José Martínez
Director General

Rewriting the Concept of Passenger Mobility

Fri, 09/01/2017 - 10:32

A stressful commute ruins everybody’s day. Living in a city where traffic is endemic can mean numerous problems for its citizens in the shape of long commutes and delivery times, bad air quality and high noise levels. To address the root of the problem, MASA, an old player of the Mexican public transportation industry, aims to reshape mobility, improving passenger comfort, safety and drivers’ wages.

Mexico City has the second-worst traffic in the world, according to TomTom’s Traffic Index. The company also calls Mexico City the worst in the world for day-long traffic jams. This is unsurprising considering there were 5.5 million cars registered in the city in 2016, according to SEMOVI’s data, and 250,000 more are added each year. While many are analyzing how to address this problem, MASA is acting to improve mobility through better bus options, making curing Mexico’s greatest ailment part of its core.

“MASA aims to improve mobility in Mexico,” says José Martínez, Director General of MASA. The company is experienced in dealing with Mexico City traffic thanks to a history that can be traced to the 1940s. After its acquisition by Volvo Group in 1998, MASA’s core business shifted toward the sale of rear-engine buses in Mexico, which Martínez sees as a tool to improve mobility in the city. “Now, MASA has refocused on improving mobility and supporting society and the authorities by developing new ways to transport people.”

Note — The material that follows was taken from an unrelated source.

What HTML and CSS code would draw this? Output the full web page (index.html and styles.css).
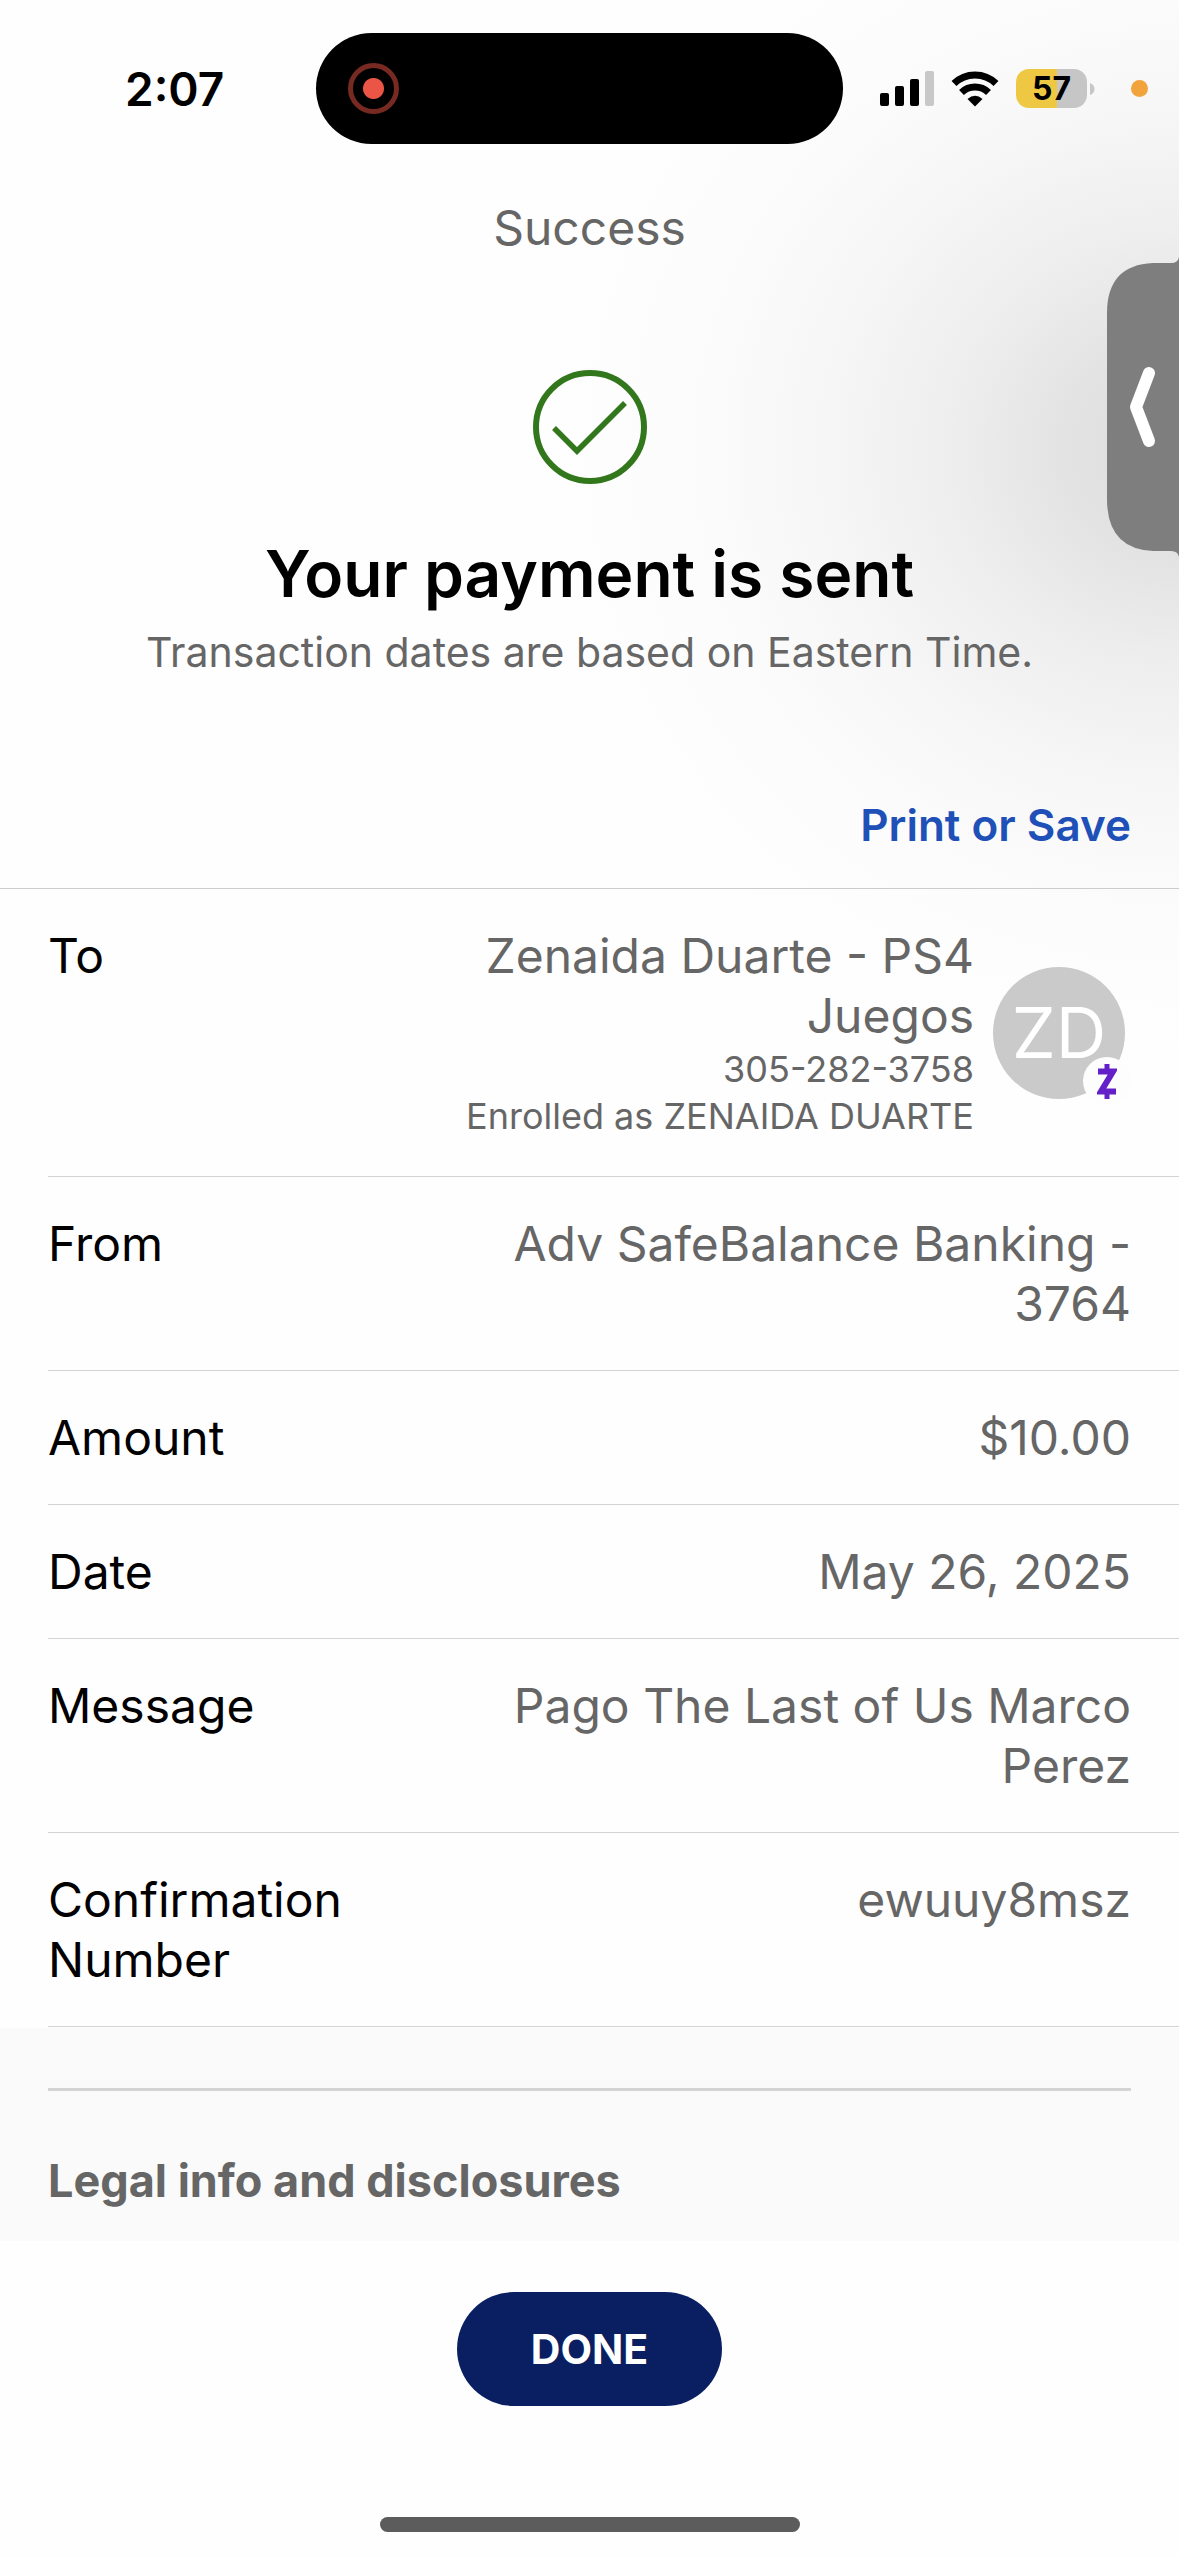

Rear-engine buses are preferable for urban mobility with benefits beyond passenger comfort. Besides incorporating more efficient engines that optimize fuel use, moving the engine to the back is also more comfortable for drivers as the cabin will be cooler and less noisy. Martínez explains the importance these buses will hold for drivers: opportunities for better wages. “Nowadays, bus drivers are under constant pressure to transport larger numbers of paying passengers,” he says. “Better paid drivers will be less stressed and feel less pressure to drive faster through the city.”

The transition toward safer rear-engine buses required a few corporate sacrifices. “We are not participating in the front-engine bus market, which is the most popular,” says Martínez. “We are focusing on offering a product that can improve mobility in Mexico.” He says approximately 70 percent of the market in Mexico is front-engine buses, 20 percent are low, rear-engine buses while other models represent the other 10 percent. MASA holds between 10 and 15 percent of the rear-engine market.

The company is currently working with Metrobús, in a partnership that Martínez expects to continue as both Metrobús and MASA are collaborating with SEMOVI to generate “feeder” lines. Feeders are smaller bus lines that connect Metrobús’ users with surrounding areas. “We already have 15 sub-feeder units and we are helping Metrobús to develop one or two more feeder lines.” Martínez believes these feeder lines are convenient both for MASA and for mobility as they will eventually transport more people than current Metrobús lines.

MASA’s goal for 2017 is to sell 150 units, doubling sales, says Martínez. Volvo’s targets for MASA are even more ambitious. “Volvo MASA aims to have 20 percent of the bus market in Mexico by 2020,” he says. To achieve this, Martínez says that MASA will need to introduce new products and to transform the market itself. “By increasing the quality of transportation, passengers will be happier and use the services more, but this will take time. Volvo’s MASA strategy is to continue using front-end buses for cargo and to use these new models for passenger transportation.”

In the short-term, MASA will focus on selling to governments. It is looking toward Queretaro, Monterrey, Torreon, San Luis, Hidalgo, Puebla and Tijuana as potential locations. There are also market opportunities in compressed natural gas (CNG) engines favored by the government. “Our largest clients will be city governments interested in sustainable solutions,” says Martínez, who sees a bright future despite misconceptions. “The market has changed in the past 20 years, but operators are now much more prepared.”